California does not require a new limited partnership with a short accounting period of 15 days or less during their initial year to file or pay the annual tax for the year. In order to qualify for this treatment, the limited partnership cannot do business during that time and must have registered with California Secretary of State on or after the following days of the month they choose as their income year ending:

Month of Registration with the Secretary of State and Taxable Year Ending Day of the Month
January, March, May, July, August, October and December (31 day month) 17th or after
April, June, September and November (30 day month) 16th or after
February-28 day month
February-29 day month
14th or after
15th or after
Automatic Six-Month Extension to File:

California grants an automatic six month extension beyond the return due date to file Form 565. A return filed after the extended due date is treated as delinquent, with penalties computed from the original due date.

Important: An extension to file is not an extension to pay. Tax is due on or before the original due date regardless of an extension to file.

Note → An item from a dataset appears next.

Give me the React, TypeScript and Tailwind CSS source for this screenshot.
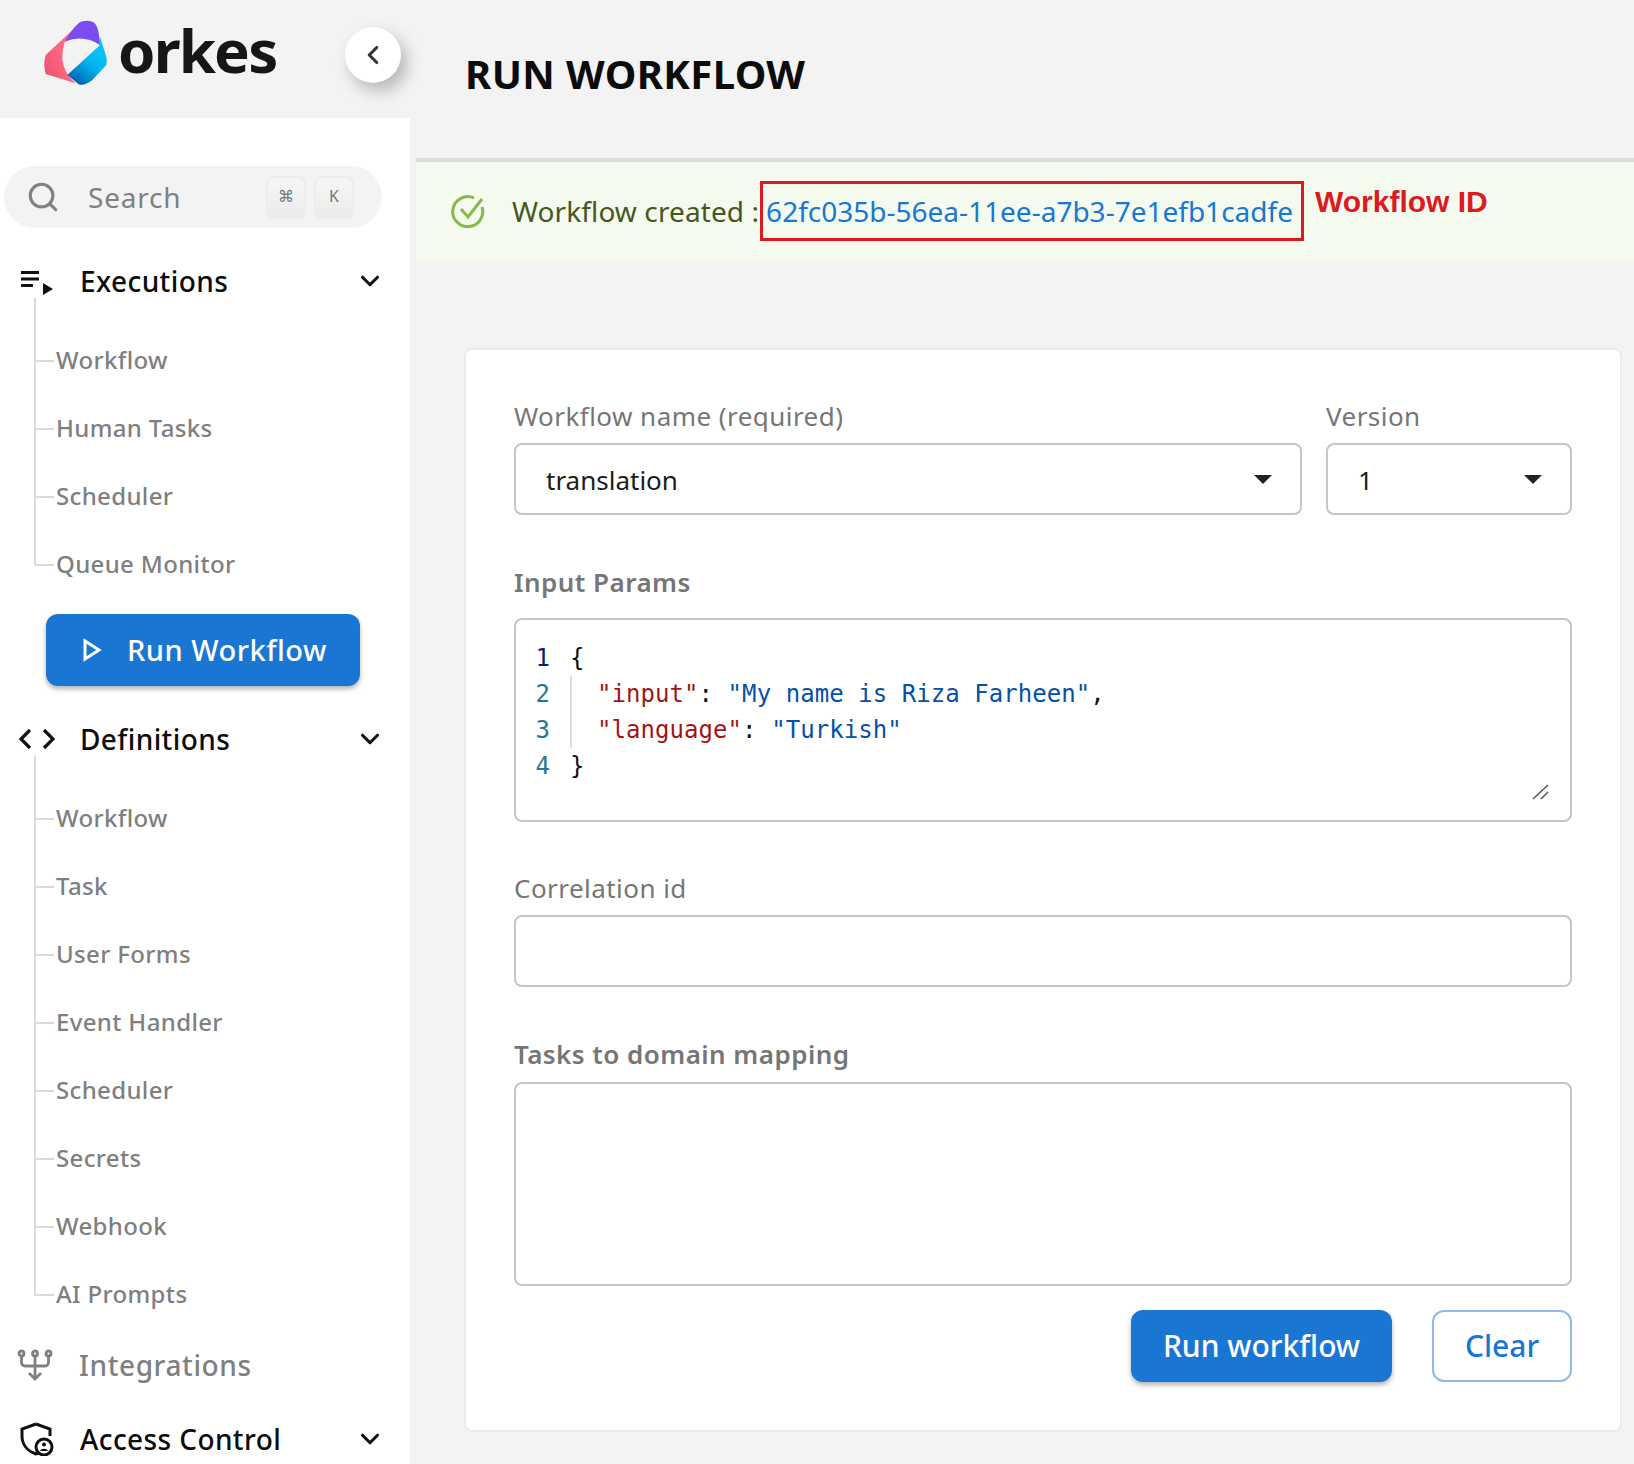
import { ChevronDown, ChevronLeft, Search } from "lucide-react";

const font = { fontFamily: '"Noto Sans", sans-serif' };

const executions = ["Workflow", "Human Tasks", "Scheduler", "Queue Monitor"];
const definitions = ["Workflow", "Task", "User Forms", "Event Handler", "Scheduler", "Secrets", "Webhook", "AI Prompts"];

const Logo = () => (
  <svg width="66" height="68" viewBox="0 0 66 68" className="shrink-0">
    <defs>
      <linearGradient id="lg-pink" x1="0" y1="1" x2="1" y2="0.2">
        <stop offset="0" stopColor="#e2506c" />
        <stop offset="0.5" stopColor="#ff6580" />
        <stop offset="1" stopColor="#ff6b80" />
      </linearGradient>
      <linearGradient id="lg-blue" x1="0.3" y1="1" x2="0.7" y2="0.3">
        <stop offset="0" stopColor="#0062b4" />
        <stop offset="0.6" stopColor="#00b0ea" />
        <stop offset="1" stopColor="#08c2f4" />
      </linearGradient>
    </defs>
    <path d="M36 4L2.7 35Q0 43 2.7 54L32.7 63.3L26 56.7Q19 46 19.3 36.7Q19.5 28 21.7 21.7Z" fill="url(#lg-pink)" />
    <path d="M21.7 21.7Q28 10 36 2.7Q42 -1 50 2Q56 5 57 25Q40 14 21.7 21.7Z" fill="#7c4df0" />
    <path d="M57 16.7L63.3 36.7Q64.5 42 63.3 45L49.3 60Q42 66 36 64.5L24.3 55L57 25Z" fill="url(#lg-blue)" />
  </svg>
);

const ExecutionsIcon = () => (
  <svg width="34" height="28" viewBox="0 0 34 28" className="shrink-0">
    <path d="M2 5.5h18M2 12h18M2 18.5h12" stroke="#111" strokeWidth="3" />
    <path d="M24 16l10 6-10 6z" fill="#111" />
  </svg>
);

const CodeIcon = () => (
  <svg width="36" height="24" viewBox="0 0 36 24" fill="none" className="shrink-0">
    <path d="M11 3L2 12l9 9M25 3l9 9-9 9" stroke="#111" strokeWidth="3.2" />
  </svg>
);

const IntegrationsIcon = () => (
  <svg width="36" height="32" viewBox="0 0 36 32" fill="none" stroke="#808080" strokeWidth="2.8" className="shrink-0">
    <circle cx="4.5" cy="4.5" r="2.5" />
    <circle cx="18" cy="4.5" r="2.5" />
    <circle cx="31.5" cy="4.5" r="2.5" />
    <path d="M4.5 7v6q0 4 4 4h19q4 0 4-4V7M18 7v22M12 24l6 6 6-6" />
  </svg>
);

const AccessIcon = () => (
  <svg width="36" height="34" viewBox="0 0 36 34" fill="none" className="shrink-0">
    <path d="M17 2L31 7v7M20 31l-3 1C8 29 3 22 3 14V7l14-5" stroke="#111" strokeWidth="3" />
    <circle cx="25" cy="25" r="8" fill="#fff" stroke="#111" strokeWidth="3" />
    <circle cx="25" cy="22.5" r="2" fill="#111" />
    <path d="M21 29c1-3 7-3 8 0z" fill="#111" />
  </svg>
);

const SubList = ({ items }: { items: string[] }) => (
  <ul className="relative ml-[34px] pt-[29px]">
    <span className="absolute left-0 top-0 bottom-[34px] w-[2px] bg-[#dadada]" />
    {items.map((item, i) => (
      <li key={i} className="flex h-[68px] items-center">
        <span className="h-[2px] w-[20px] bg-[#dadada]" />
        <span className="ml-[2px] -mt-[3px] text-[24px] font-medium tracking-[0.35px] text-[#7f7f7f]">{item}</span>
      </li>
    ))}
  </ul>
);

const NavRow = ({ icon, label, className }: { icon: React.ReactNode; label: string; className: string }) => (
  <div className={`flex h-[34px] items-center pr-[25px] ${className}`}>
    <div className="flex w-[80px] justify-start pl-[19px]">{icon}</div>
    <span className="flex-1 text-[28px] font-medium tracking-[0.4px] text-[#0c0c0c]">{label}</span>
    <ChevronDown size={30} strokeWidth={2.5} className="text-[#111]" />
  </div>
);

const Key = ({ children }: { children: React.ReactNode }) => (
  <div className="flex h-[43px] w-[40px] items-center justify-center rounded-lg border-2 border-b-[4px] border-[#ececec] bg-linear-to-b from-[#f6f6f6] to-[#ececec] text-[16px] text-[#777]">
    {children}
  </div>
);

const Sidebar = () => (
  <aside className="flex w-[410px] shrink-0 flex-col">
    <div className="relative flex h-[118px] items-start bg-[#f3f3f3] pl-[43px] pt-[20px]">
      <Logo />
      <span className="ml-[9px] -mt-[12px] text-[60px] font-bold leading-[84px] tracking-[-1.8px] text-[#161616]">orkes</span>
      <button className="absolute left-[345px] top-[27px] flex h-[56px] w-[56px] items-center justify-center rounded-full bg-white shadow-[6px_8px_16px_rgba(0,0,0,0.25)]">
        <ChevronLeft size={30} strokeWidth={2.5} className="text-[#333]" />
      </button>
    </div>
    <div className="flex-1 overflow-hidden bg-white pt-[48px]">
      <div className="ml-[4px] flex h-[62px] w-[378px] items-center rounded-full bg-[#f3f3f3] pl-[22px] pr-[28px]">
        <Search size={34} strokeWidth={2.2} className="text-[#808080]" />
        <span className="ml-[28px] flex-1 text-[28px] tracking-[0.8px] text-[#808080]">Search</span>
        <div className="flex gap-[8px]">
          <Key>⌘</Key>
          <Key>K</Key>
        </div>
      </div>
      <NavRow icon={<ExecutionsIcon />} label="Executions" className="mt-[36px]" />
      <SubList items={executions} />
      <button className="ml-[46px] mt-[15px] flex h-[72px] w-[314px] items-center rounded-[12px] bg-[#1976d2] pl-[36px] text-white shadow-[0_3px_5px_rgba(0,0,0,0.3)]">
        <svg width="20" height="24" viewBox="0 0 20 24" fill="none" stroke="#fff" strokeWidth="3">
          <path d="M3 3l14 9-14 9z" />
        </svg>
        <span className="ml-[25px] text-[29px] font-medium tracking-[0.5px]">Run Workflow</span>
      </button>
      <NavRow icon={<CodeIcon />} label="Definitions" className="mt-[36px]" />
      <SubList items={definitions} />
      <div className="mt-[19px] flex h-[34px] items-center pl-[17px]">
        <IntegrationsIcon />
        <span className="ml-[26px] text-[28px] font-medium tracking-[0.6px] text-[#808080]">Integrations</span>
      </div>
      <NavRow icon={<AccessIcon />} label="Access Control" className="mt-[40px]" />
    </div>
  </aside>
);

const Caret = () => <span className="h-0 w-0 border-x-[9px] border-t-[9px] border-x-transparent border-t-[#222]" />;

const Select = ({ value, className }: { value: string; className: string }) => (
  <div className={`flex h-[72px] items-center justify-between rounded-[8px] border-2 border-[#c6c6c6] pl-[30px] pr-[28px] text-[26px] text-[#1c1c1c] ${className}`}>
    <span className="mt-[3px]">{value}</span>
    <Caret />
  </div>
);

const Label = ({ children, bold }: { children: React.ReactNode; bold?: boolean }) => (
  <div className={`h-[36px] text-[26px] leading-[36px] tracking-[0.45px] text-[#767676] ${bold ? "font-semibold" : ""}`}>{children}</div>
);

const CodeLine = ({ n, color, children, guide }: { n: number; color: string; children: React.ReactNode; guide?: boolean }) => (
  <div className="flex h-[36px] items-center">
    <span className={`w-[34px] text-right ${color}`}>{n}</span>
    <div className={`ml-[20px] flex h-full items-center whitespace-pre ${guide ? "border-l-2 border-[#dcdcdc] pl-[25px]" : ""}`}>{children}</div>
  </div>
);

const Editor = () => (
  <div
    className="relative h-[204px] rounded-[8px] border-2 border-[#c6c6c6] pt-[20px] text-[24px] leading-[36px] tracking-[0.06px] text-[#111]"
    style={{ fontFamily: '"DejaVu Sans Mono", monospace' }}
  >
    <CodeLine n={1} color="text-[#0b216f]">{"{"}</CodeLine>
    <CodeLine n={2} color="text-[#237893]" guide>
      <span className="text-[#a31515]">"input"</span>:{" "}
      <span className="text-[#0451a5]">"My name is Riza Farheen"</span>,
    </CodeLine>
    <CodeLine n={3} color="text-[#237893]" guide>
      <span className="text-[#a31515]">"language"</span>:{" "}
      <span className="text-[#0451a5]">"Turkish"</span>
    </CodeLine>
    <CodeLine n={4} color="text-[#237893]">{"}"}</CodeLine>
    <svg width="18" height="16" viewBox="0 0 18 16" className="absolute bottom-[20px] right-[20px]" stroke="#555" strokeWidth="1.5">
      <path d="M1 15L16 1M9 15l7-7" />
    </svg>
  </div>
);

const Main = () => (
  <main className="min-w-0 flex-1 pl-[6px]">
    <div className="flex h-[158px] items-start pl-[49px] pt-[49px]">
      <h1 className="text-[40px] font-bold leading-[50px] tracking-[0.4px] text-[#0c0c0c]">RUN WORKFLOW</h1>
    </div>
    <div className="h-[4px] bg-[#dcdcdc]" />
    <div className="relative flex h-[98px] items-center bg-[#f4fbee] pl-[35px] text-[28px]">
      <svg width="34" height="36" viewBox="0 0 34 36" fill="none" stroke="#86b84a" strokeWidth="3">
        <path d="M31 14a15 15 0 1 1-8-9" />
        <path d="M10 16l7 8 14-18" />
      </svg>
      <span className="ml-[27px] tracking-[0.1px] text-[#45561f]">Workflow created :</span>
      <span className="ml-[7px] text-[#1976d2]">62fc035b-56ea-11ee-a7b3-7e1efb1cadfe</span>
      <div className="absolute left-[344px] top-[19px] h-[60px] w-[544px] border-[3px] border-[#dd1a22]" />
      <span
        className="absolute left-[899px] top-[22px] text-[30px] font-bold leading-[36px] text-[#dd1a22]"
        style={{ fontFamily: '"Liberation Sans", sans-serif' }}
      >
        Workflow ID
      </span>
    </div>
    <section className="ml-[48px] mr-[12px] mt-[88px] h-[1084px] rounded-[8px] border-2 border-[#ebebeb] bg-white px-[48px] pt-[48px]">
      <div className="flex gap-[24px]">
        <div className="flex-1">
          <Label>Workflow name (required)</Label>
          <Select value="translation" className="mt-[9px]" />
        </div>
        <div className="w-[246px]">
          <Label>Version</Label>
          <Select value="1" className="mt-[9px]" />
        </div>
      </div>
      <div className="mt-[49px]">
        <Label bold>Input Params</Label>
      </div>
      <div className="mt-[18px]">
        <Editor />
      </div>
      <div className="mt-[48px]">
        <Label>Correlation id</Label>
      </div>
      <div className="mt-[9px] h-[72px] rounded-[8px] border-2 border-[#c6c6c6]" />
      <div className="mt-[49px]">
        <Label bold>Tasks to domain mapping</Label>
      </div>
      <div className="mt-[10px] h-[204px] rounded-[8px] border-2 border-[#c6c6c6]" />
      <div className="mt-[24px] flex justify-end gap-[40px]">
        <button className="h-[72px] w-[261px] rounded-[12px] bg-[#1976d2] pb-[2px] text-[30px] font-medium text-white shadow-[0_3px_5px_rgba(0,0,0,0.3)]">
          Run workflow
        </button>
        <button className="h-[72px] w-[140px] rounded-[12px] border-2 border-[#8fb9e8] pb-[2px] text-[30px] font-medium text-[#1976d2]">
          Clear
        </button>
      </div>
    </section>
  </main>
);

export default function App() {
  return (
    <div className="flex h-[1464px] overflow-hidden bg-[#f3f3f3]" style={font}>
      <Sidebar />
      <Main />
    </div>
  );
}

To avoid penalties, the limited partnership must pay the annual tax by the original return due date. The limited partnership should submit Form 3538, Payment Voucher for Automatic Extension for Limited Partnerships, LLPs and REMICs with their payment.

Does California treat small partnerships the same way as federal?

No, California does not conform to the federal small partnership provisions. The federal provisions allow partnerships with 10 or fewer partners (all partners must be domestic, individual partners) to avoid being treated as a partnership for tax purposes. As a result, these partnerships do not file federal partnership returns and are not subject to federal return filing penalties.

For California, these partnerships are treated like all other partnerships and must file partnership returns. They are subject to all California partnership penalties.

What is the Limited Partnership Annual Tax?

The limited partnership annual tax is $800. To be subject to the tax, the limited partnership must for at least one day during the year be:

  • Doing business in California, and/or
  • Registered with the California Secretary of State,

Doing Business: Actively engaging in any transaction for the purpose of financial gain or profit.

The annual tax must be paid by the original return due date of the partnership return.

What is an Investment Club?

Certain partnerships are allowed to make an election to be excluded from the partnership provisions. These partnerships are often referred to as “investment clubs” because, in order to qualify, they generally have investment activities. They cannot operate a trade or business.

Note: Investment clubs and investment partnerships are not the same. For more information about investment partnerships, view instructions for form 565.

Limited partnership annual tax: Limited partnerships may qualify and make an election under the investment club provisions. However, such an election does not exempt them from the limited partnership annual tax.

Limited partnerships must still file California returns for tax years after making the election. However, they only need to complete the entity information and pay any amounts due.